Exactly the lines from the one containing "Recreate this image" through the one containing "const [selected, setSelected]" are to be returned, please, without any pictures.

:: MATERIAL SUPPLIED ::
++++

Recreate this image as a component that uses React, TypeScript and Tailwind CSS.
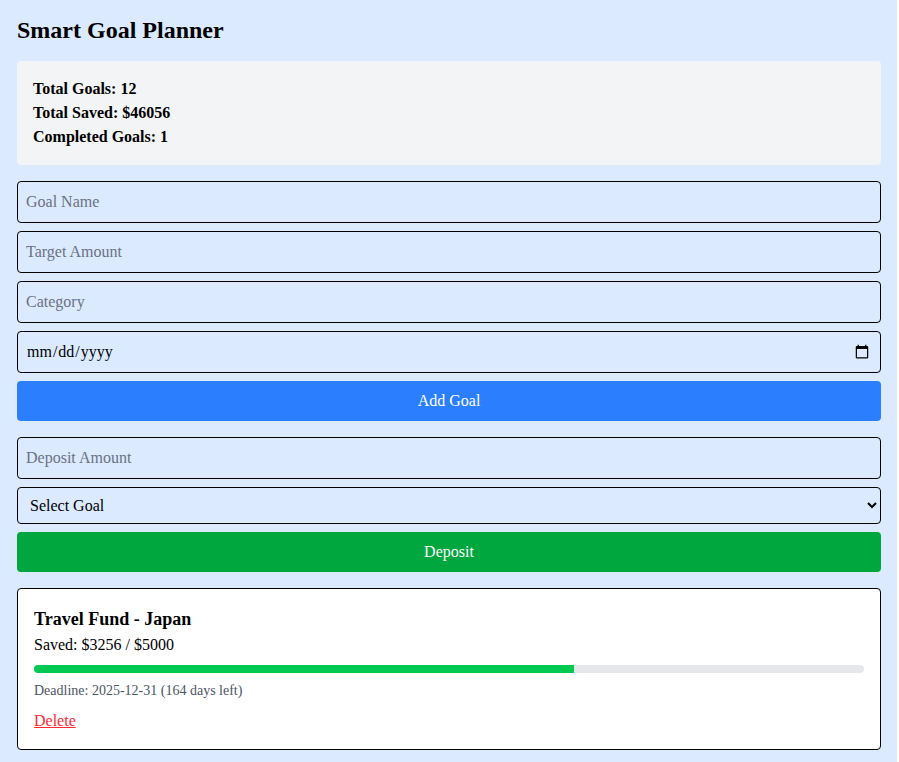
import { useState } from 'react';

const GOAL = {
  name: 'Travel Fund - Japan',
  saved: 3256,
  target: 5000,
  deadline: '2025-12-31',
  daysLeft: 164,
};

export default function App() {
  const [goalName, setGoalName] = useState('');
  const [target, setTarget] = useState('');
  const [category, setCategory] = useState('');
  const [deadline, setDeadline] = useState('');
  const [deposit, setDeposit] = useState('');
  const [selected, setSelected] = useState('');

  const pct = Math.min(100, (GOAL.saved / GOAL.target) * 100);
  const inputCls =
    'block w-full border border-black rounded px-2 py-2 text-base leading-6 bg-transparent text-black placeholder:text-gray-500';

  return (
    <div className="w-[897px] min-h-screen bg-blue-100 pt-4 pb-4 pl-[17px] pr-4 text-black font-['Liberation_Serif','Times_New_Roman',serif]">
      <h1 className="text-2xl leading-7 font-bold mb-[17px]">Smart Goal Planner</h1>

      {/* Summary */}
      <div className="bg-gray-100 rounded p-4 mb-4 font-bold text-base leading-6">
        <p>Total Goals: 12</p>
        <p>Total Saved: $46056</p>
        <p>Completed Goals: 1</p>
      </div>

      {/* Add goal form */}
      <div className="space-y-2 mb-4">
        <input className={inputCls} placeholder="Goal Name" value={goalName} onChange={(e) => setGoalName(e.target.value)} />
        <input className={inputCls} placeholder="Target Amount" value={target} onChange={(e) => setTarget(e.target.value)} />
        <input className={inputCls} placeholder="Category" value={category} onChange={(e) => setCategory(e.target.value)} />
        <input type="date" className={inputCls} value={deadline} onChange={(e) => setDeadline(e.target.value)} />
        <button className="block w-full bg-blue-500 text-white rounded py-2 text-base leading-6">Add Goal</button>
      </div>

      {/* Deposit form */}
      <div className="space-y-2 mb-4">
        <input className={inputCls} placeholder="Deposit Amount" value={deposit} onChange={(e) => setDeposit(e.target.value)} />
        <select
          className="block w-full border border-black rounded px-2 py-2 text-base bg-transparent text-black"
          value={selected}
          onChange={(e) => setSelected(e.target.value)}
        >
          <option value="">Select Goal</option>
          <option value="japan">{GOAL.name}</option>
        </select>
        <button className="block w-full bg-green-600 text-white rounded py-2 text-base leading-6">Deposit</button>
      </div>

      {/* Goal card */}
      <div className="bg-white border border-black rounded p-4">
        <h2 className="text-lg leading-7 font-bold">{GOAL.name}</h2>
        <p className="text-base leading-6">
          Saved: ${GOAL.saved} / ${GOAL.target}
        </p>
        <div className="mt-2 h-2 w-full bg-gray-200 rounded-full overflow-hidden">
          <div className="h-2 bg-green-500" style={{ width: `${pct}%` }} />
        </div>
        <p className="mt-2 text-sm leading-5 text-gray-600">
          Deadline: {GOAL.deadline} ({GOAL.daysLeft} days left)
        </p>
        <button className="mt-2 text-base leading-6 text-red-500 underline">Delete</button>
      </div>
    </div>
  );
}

++++

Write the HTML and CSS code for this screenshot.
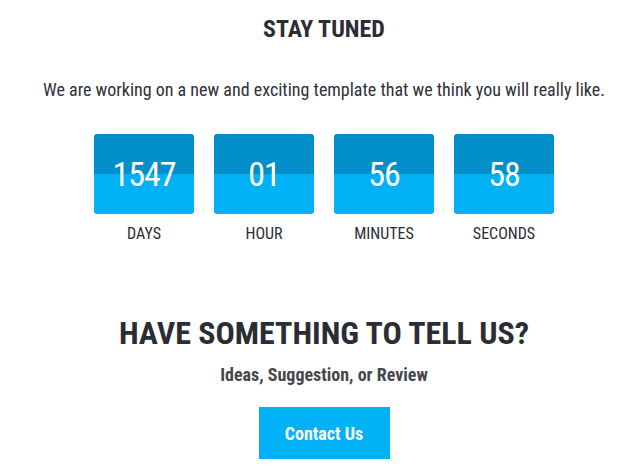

++++

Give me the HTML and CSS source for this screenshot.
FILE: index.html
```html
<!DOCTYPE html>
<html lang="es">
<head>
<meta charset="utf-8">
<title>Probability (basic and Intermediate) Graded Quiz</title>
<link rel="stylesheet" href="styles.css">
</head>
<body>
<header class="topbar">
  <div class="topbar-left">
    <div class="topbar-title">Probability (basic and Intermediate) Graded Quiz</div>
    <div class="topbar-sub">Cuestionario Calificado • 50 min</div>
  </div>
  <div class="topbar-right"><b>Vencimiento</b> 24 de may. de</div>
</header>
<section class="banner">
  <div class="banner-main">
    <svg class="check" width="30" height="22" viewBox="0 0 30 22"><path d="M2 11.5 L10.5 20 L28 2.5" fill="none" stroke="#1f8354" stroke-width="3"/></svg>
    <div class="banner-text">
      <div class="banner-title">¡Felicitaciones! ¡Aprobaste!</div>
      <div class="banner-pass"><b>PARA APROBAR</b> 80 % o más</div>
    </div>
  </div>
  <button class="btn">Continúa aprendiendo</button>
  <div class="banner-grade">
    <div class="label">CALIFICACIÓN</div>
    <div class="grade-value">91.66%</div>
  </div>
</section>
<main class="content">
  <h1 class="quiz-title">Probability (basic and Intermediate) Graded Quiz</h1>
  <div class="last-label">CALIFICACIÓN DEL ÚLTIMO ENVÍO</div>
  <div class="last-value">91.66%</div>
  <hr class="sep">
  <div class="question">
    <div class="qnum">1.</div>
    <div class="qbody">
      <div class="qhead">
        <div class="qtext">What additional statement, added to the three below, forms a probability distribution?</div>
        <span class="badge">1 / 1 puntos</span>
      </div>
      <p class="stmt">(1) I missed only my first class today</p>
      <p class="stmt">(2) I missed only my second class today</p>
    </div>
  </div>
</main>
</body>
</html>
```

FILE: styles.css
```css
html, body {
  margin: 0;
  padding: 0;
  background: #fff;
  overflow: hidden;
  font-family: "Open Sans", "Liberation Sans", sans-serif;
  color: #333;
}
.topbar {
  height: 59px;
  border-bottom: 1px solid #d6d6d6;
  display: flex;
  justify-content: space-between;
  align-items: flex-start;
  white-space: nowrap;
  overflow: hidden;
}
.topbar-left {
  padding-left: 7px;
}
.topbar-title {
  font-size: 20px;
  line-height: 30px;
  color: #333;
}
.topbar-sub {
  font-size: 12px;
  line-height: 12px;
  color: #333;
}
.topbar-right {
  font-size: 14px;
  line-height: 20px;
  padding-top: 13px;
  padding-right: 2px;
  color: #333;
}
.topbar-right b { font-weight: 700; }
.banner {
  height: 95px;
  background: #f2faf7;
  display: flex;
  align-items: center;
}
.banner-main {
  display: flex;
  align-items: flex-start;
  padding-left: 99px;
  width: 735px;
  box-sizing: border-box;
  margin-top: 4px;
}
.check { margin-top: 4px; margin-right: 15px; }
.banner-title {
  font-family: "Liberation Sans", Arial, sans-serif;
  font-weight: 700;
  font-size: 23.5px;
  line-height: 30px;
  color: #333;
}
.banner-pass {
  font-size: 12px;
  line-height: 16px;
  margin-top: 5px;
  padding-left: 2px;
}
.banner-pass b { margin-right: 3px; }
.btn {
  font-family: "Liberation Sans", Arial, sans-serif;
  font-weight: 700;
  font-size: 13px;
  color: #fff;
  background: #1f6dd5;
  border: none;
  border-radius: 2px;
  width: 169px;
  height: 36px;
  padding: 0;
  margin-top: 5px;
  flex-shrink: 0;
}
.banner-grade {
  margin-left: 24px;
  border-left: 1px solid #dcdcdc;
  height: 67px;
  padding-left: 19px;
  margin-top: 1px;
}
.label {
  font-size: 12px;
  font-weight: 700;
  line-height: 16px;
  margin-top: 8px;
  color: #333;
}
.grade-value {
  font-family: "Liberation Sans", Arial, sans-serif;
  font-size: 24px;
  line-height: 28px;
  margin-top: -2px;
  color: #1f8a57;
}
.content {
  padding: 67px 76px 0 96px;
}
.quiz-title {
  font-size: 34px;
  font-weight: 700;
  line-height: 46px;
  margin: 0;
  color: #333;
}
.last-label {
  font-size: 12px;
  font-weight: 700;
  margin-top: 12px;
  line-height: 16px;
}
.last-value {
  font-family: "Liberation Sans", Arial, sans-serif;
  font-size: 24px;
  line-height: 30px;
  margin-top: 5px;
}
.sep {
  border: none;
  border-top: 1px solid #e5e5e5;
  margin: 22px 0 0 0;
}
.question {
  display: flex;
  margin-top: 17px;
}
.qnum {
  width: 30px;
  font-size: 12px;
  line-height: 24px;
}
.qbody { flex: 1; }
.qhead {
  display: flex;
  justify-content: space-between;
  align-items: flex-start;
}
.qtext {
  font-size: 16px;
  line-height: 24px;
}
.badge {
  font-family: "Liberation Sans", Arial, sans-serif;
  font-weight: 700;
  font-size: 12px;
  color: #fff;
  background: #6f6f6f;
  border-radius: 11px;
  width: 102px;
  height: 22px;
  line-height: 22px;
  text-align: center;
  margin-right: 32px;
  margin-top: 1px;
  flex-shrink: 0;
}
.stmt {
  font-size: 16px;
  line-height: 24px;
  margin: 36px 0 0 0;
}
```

++++

:: FULL OUTPUT ::
Recreate this image as a component that uses React, TypeScript and Tailwind CSS.
import { useState } from 'react';

const GOAL = {
  name: 'Travel Fund - Japan',
  saved: 3256,
  target: 5000,
  deadline: '2025-12-31',
  daysLeft: 164,
};

export default function App() {
  const [goalName, setGoalName] = useState('');
  const [target, setTarget] = useState('');
  const [category, setCategory] = useState('');
  const [deadline, setDeadline] = useState('');
  const [deposit, setDeposit] = useState('');
  const [selected, setSelected] = useState('');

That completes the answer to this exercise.